Greater choice of PTOs
A wide range of PTOs will be available for the PACCAR MX-11 engine. On the rear, in addition to the familiar one o’clock engine PTO, an 11 o’clock version will be made available with a torque of 250 Nm. Another new option is a generator that is fitted directly on the engine, specifically for refrigerator bodies. A single poly V-belt in combination with automatic tensioners ensures reliable operation of this water or air-cooled Frigoblock generator, which, in turn, has a positive effect on repair and maintenance costs. As the generator is mounted directly on the engine, the excellent ground clearance is maintained. In addition, there is an option at the front of the engine for driving a hydraulic pump.
Distribution and heavy applications
The new 10.8 litre Euro 6 PACCAR MX-11 engine will enter series production after the summer of 2013, with no less than five different ratings available for two main application areas. The 210 kW/290 hp, 240 kW/330 hp and 271 kW/370 hp versions with maximum torques of 1,200, 1,400 and 1,600 Nm respectively (at 1,000–1,650 rpm) are perfect for urban, regional and national distribution applications. For heavy use, 291 kW/400 hp and 320 kW/440 hp ratings are available with maximum torques of 1,900 and 2,100 Nm respectively (at 1,000–1,450 rpm).
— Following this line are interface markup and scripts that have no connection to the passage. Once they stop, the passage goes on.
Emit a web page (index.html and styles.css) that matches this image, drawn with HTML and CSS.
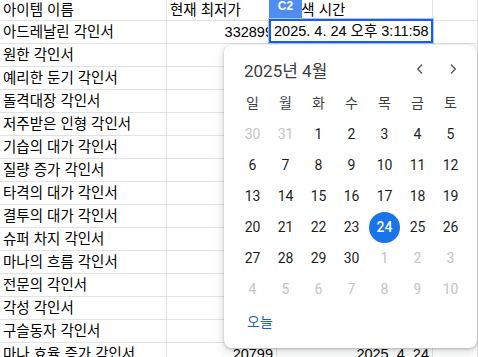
FILE: index.html
```html
<!DOCTYPE html>
<html lang="ko">
<head>
    <meta charset="UTF-8">
    <title>각인서 시세</title>
    <link rel="stylesheet" href="styles.css">
</head>
<body>
    <div class="sheet">
        <div class="row head">
            <div class="cell">아이템 이름</div>
            <div class="cell">현재 최저가</div>
            <div class="cell time-head">검색 시간</div>
            <div class="cell"></div>
        </div>
        <div class="row"><div class="cell">아드레날린 각인서</div><div class="cell num">332899</div><div class="cell"></div><div class="cell"></div></div>
        <div class="row"><div class="cell">원한 각인서</div><div class="cell"></div><div class="cell"></div><div class="cell"></div></div>
        <div class="row"><div class="cell">예리한 둔기 각인서</div><div class="cell"></div><div class="cell"></div><div class="cell"></div></div>
        <div class="row"><div class="cell">돌격대장 각인서</div><div class="cell"></div><div class="cell"></div><div class="cell"></div></div>
        <div class="row"><div class="cell">저주받은 인형 각인서</div><div class="cell"></div><div class="cell"></div><div class="cell"></div></div>
        <div class="row"><div class="cell">기습의 대가 각인서</div><div class="cell"></div><div class="cell"></div><div class="cell"></div></div>
        <div class="row"><div class="cell">질량 증가 각인서</div><div class="cell"></div><div class="cell"></div><div class="cell"></div></div>
        <div class="row"><div class="cell">타격의 대가 각인서</div><div class="cell"></div><div class="cell"></div><div class="cell"></div></div>
        <div class="row"><div class="cell">결투의 대가 각인서</div><div class="cell"></div><div class="cell"></div><div class="cell"></div></div>
        <div class="row"><div class="cell">슈퍼 차지 각인서</div><div class="cell"></div><div class="cell"></div><div class="cell"></div></div>
        <div class="row"><div class="cell">마나의 흐름 각인서</div><div class="cell"></div><div class="cell"></div><div class="cell"></div></div>
        <div class="row"><div class="cell">전문의 각인서</div><div class="cell"></div><div class="cell"></div><div class="cell"></div></div>
        <div class="row"><div class="cell">각성 각인서</div><div class="cell"></div><div class="cell"></div><div class="cell"></div></div>
        <div class="row"><div class="cell">구슬동자 각인서</div><div class="cell"></div><div class="cell"></div><div class="cell"></div></div>
        <div class="row"><div class="cell">마나 효율 증가 각인서</div><div class="cell num">20799</div><div class="cell num">2025. 4. 24</div><div class="cell"></div></div>
    </div>

    <!-- cellule en cours d'edition -->
    <div class="badge">C2</div>
    <div class="editor">2025. 4. 24 오후 3:11:58</div>

    <!-- selecteur de date -->
    <div class="picker">
        <div class="cal-head">
            <span class="month">2025년 4월</span>
            <div class="nav">
                <span class="arrow"><svg width="8" height="12" viewBox="0 0 8 12"><path d="M6 1.5 L1.8 6 L6 10.5" fill="none" stroke="#5f6368" stroke-width="1.6"/></svg></span>
                <span class="arrow"><svg width="8" height="12" viewBox="0 0 8 12"><path d="M2 1.5 L6.2 6 L2 10.5" fill="none" stroke="#5f6368" stroke-width="1.6"/></svg></span>
            </div>
        </div>
        <div class="week">
            <span>일</span><span>월</span><span>화</span><span>수</span><span>목</span><span>금</span><span>토</span>
        </div>
        <div class="days">
            <span class="out">30</span><span class="out">31</span><span>1</span><span>2</span><span>3</span><span>4</span><span>5</span>
            <span>6</span><span>7</span><span>8</span><span>9</span><span>10</span><span>11</span><span>12</span>
            <span>13</span><span>14</span><span>15</span><span>16</span><span>17</span><span>18</span><span>19</span>
            <span>20</span><span>21</span><span>22</span><span>23</span><span><b class="sel">24</b></span><span>25</span><span>26</span>
            <span>27</span><span>28</span><span>29</span><span>30</span><span class="out">1</span><span class="out">2</span><span class="out">3</span>
            <span class="out">4</span><span class="out">5</span><span class="out">6</span><span class="out">7</span><span class="out">8</span><span class="out">9</span><span class="out">10</span>
        </div>
        <div class="foot">오늘</div>
    </div>
</body>
</html>
```

FILE: styles.css
```css
body {
    margin: 0;
    overflow: hidden;
    font-family: "Liberation Sans", "Noto Sans CJK KR", sans-serif;
    font-size: 14.5px;
    color: #000;
    background: #fff;
}

/****** FEUILLE ******/
.row {
    display: grid;
    grid-template-columns: 167px 110px 156px 1fr;
    height: 23px;
}
.row.head {
    height: 21px;
}
.cell {
    box-sizing: border-box;
    border-right: 1px solid #e2e2e2;
    border-bottom: 1px solid #e2e2e2;
    padding: 0 3px;
    line-height: 22px;
    white-space: nowrap;
    overflow: hidden;
}
.head .cell {
    line-height: 20px;
}
.num {
    text-align: right;
}
.time-head {
    padding-left: 11px;
}

/****** EDITION ******/
.badge {
    position: absolute;
    left: 269px;
    top: 0;
    width: 33px;
    height: 18px;
    background: #4f8ef0;
    color: #fff;
    font-size: 12px;
    font-weight: bold;
    line-height: 12px;
    text-align: center;
}
.editor {
    position: absolute;
    left: 269px;
    top: 19px;
    width: 164px;
    height: 24px;
    box-sizing: border-box;
    border: 2px solid #1a5fd6;
    box-shadow: 0 0 0 1px #a8c7fa;
    background: #fff;
    padding: 0 3px;
    line-height: 20px;
    white-space: nowrap;
}

/****** CALENDRIER ******/
.picker {
    position: absolute;
    left: 224px;
    top: 45px;
    width: 253px;
    height: 303px;
    box-sizing: border-box;
    padding: 8px 10px 0 12px;
    background: #fff;
    border-radius: 8px;
    box-shadow: 0 1px 3px rgba(60, 64, 67, 0.3), 0 3px 8px 2px rgba(60, 64, 67, 0.15);
    font-family: Roboto, "Noto Sans CJK KR", sans-serif;
    font-size: 14px;
    color: #1f1f1f;
}
.cal-head {
    display: flex;
    align-items: center;
    height: 32px;
    padding-left: 8px;
}
.month {
    font-size: 17px;
    color: #3c4043;
}
.nav {
    display: flex;
    margin-left: auto;
    margin-right: -2px;
}
.arrow {
    display: flex;
    align-items: center;
    justify-content: center;
    width: 33px;
    height: 32px;
}
.week, .days {
    display: grid;
    grid-template-columns: repeat(7, 33px);
}
.week {
    margin-top: 3px;
    color: #3c4043;
}
.week span, .days span {
    height: 31px;
    line-height: 31px;
    text-align: center;
}
.days .out {
    color: #c4c4c4;
}
.sel {
    display: block;
    width: 31px;
    height: 31px;
    margin: 0 auto;
    border-radius: 50%;
    background: #1a73e8;
    color: #fff;
    font-weight: 500;
}
.foot {
    height: 34px;
    line-height: 34px;
    padding-left: 11px;
    color: #1a5fd0;
}
```
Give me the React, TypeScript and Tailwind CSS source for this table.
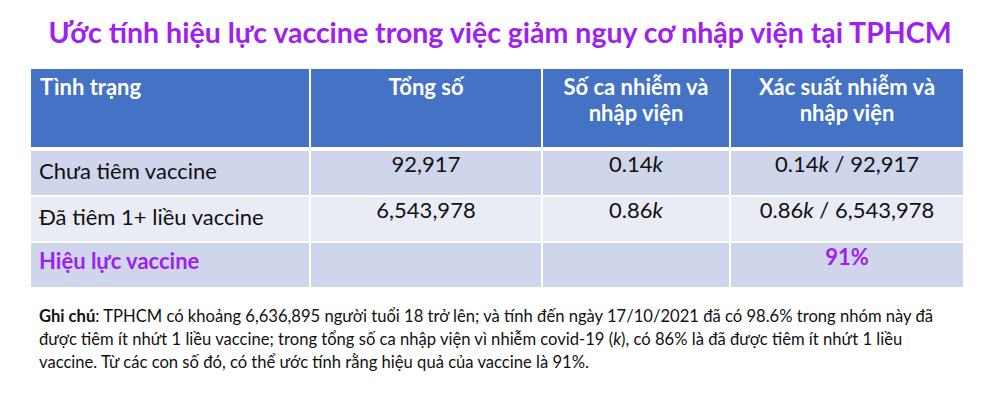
const rows = [
  { label: "Chưa tiêm vaccine", total: "92,917", cases: "0.14", prob: "92,917", bg: "bg-[#cfd5ea]" },
  { label: "Đã tiêm 1+ liều vaccine", total: "6,543,978", cases: "0.86", prob: "6,543,978", bg: "bg-[#e9ebf5]" },
];

const K = ({ v }: { v: string }) => (
  <>
    {v}
    <i>k</i>
  </>
);

export default function App() {
  return (
    <div className="w-[1000px] h-[417px] bg-white font-['Lato',sans-serif] text-[#111]">
      <h1 className="pt-[15px] text-center text-[28.5px] leading-[34px] font-bold text-[#a020f0]">
        Ước tính hiệu lực vaccine trong việc giảm nguy cơ nhập viện tại TPHCM
      </h1>

      <div className="ml-[31px] mt-[20px] w-[932px] grid grid-cols-[278px_230px_186px_232px] gap-x-[2px] text-[22px] leading-[26px]">
        {/* header */}
        <div className="h-[78px] bg-[#4472c4] text-white font-bold px-[9px] pt-[5px]">Tình trạng</div>
        <div className="h-[78px] bg-[#4472c4] text-white font-bold text-center pt-[5px]">Tổng số</div>
        <div className="h-[78px] bg-[#4472c4] text-white font-bold text-center pt-[5px]">
          Số ca nhiễm và
          <br />
          nhập viện
        </div>
        <div className="h-[78px] bg-[#4472c4] text-white font-bold text-center pt-[5px]">
          Xác suất nhiễm và
          <br />
          nhập viện
        </div>

        {rows.map((r, i) => (
          <div key={r.label} className="contents">
            <div className={`${r.bg} h-[44px] px-[8px] pt-[7px] ${i === 0 ? "mt-[4px]" : "mt-[2px]"}`}>{r.label}</div>
            <div className={`${r.bg} h-[44px] text-center ${i === 0 ? "mt-[4px]" : "mt-[2px]"}`}>{r.total}</div>
            <div className={`${r.bg} h-[44px] text-center ${i === 0 ? "mt-[4px]" : "mt-[2px]"}`}>
              <K v={r.cases} />
            </div>
            <div className={`${r.bg} h-[44px] text-center ${i === 0 ? "mt-[4px]" : "mt-[2px]"}`}>
              <K v={r.cases} /> / {r.prob}
            </div>
          </div>
        ))}

        <div className="bg-[#cfd5ea] h-[44px] mt-[2px] px-[8px] pt-[5px] font-bold text-[#a020f0]">Hiệu lực vaccine</div>
        <div className="bg-[#cfd5ea] h-[44px] mt-[2px]" />
        <div className="bg-[#cfd5ea] h-[44px] mt-[2px]" />
        <div className="bg-[#cfd5ea] h-[44px] mt-[2px] pt-[1px] text-center font-bold text-[#a020f0]">91%</div>
      </div>

      <p className="ml-[39px] mt-[18px] w-[940px] whitespace-nowrap text-[16.6px] leading-[23px]">
        <b>Ghi chú</b>: TPHCM có khoảng 6,636,895 người tuổi 18 trở lên; và tính đến ngày 17/10/2021 đã có 98.6% trong nhóm này đã
        <br />
        được tiêm ít nhứt 1 liều vaccine; trong tổng số ca nhập viện vì nhiễm covid-19 (<i>k</i>), có 86% là đã được tiêm ít nhứt 1 liều
        <br />
        vaccine. Từ các con số đó, có thể ước tính rằng hiệu quả của vaccine là 91%.
      </p>
    </div>
  );
}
With high torques at low speeds, outstanding fuel efficiency, market-leading reliability and even more PTO options, the new PACCAR MX-11 engine will be one of the key engines for the versatile CF series, of which the new Euro 6 model will be launched in April. The PACCAR MX-11 engine is also a valuable addition to the DAF Euro 6 XF range. Fuel consumption of the 10.8-litre PACCAR MX-11 engine is on average even another up to 3% lower than that of the already very fuel efficient 12.9-litre PACCAR MX-13 engine, and the weight reduction of over 180 kilograms presents another opportunity to further increase efficiency, particularly in bulk and tank transport.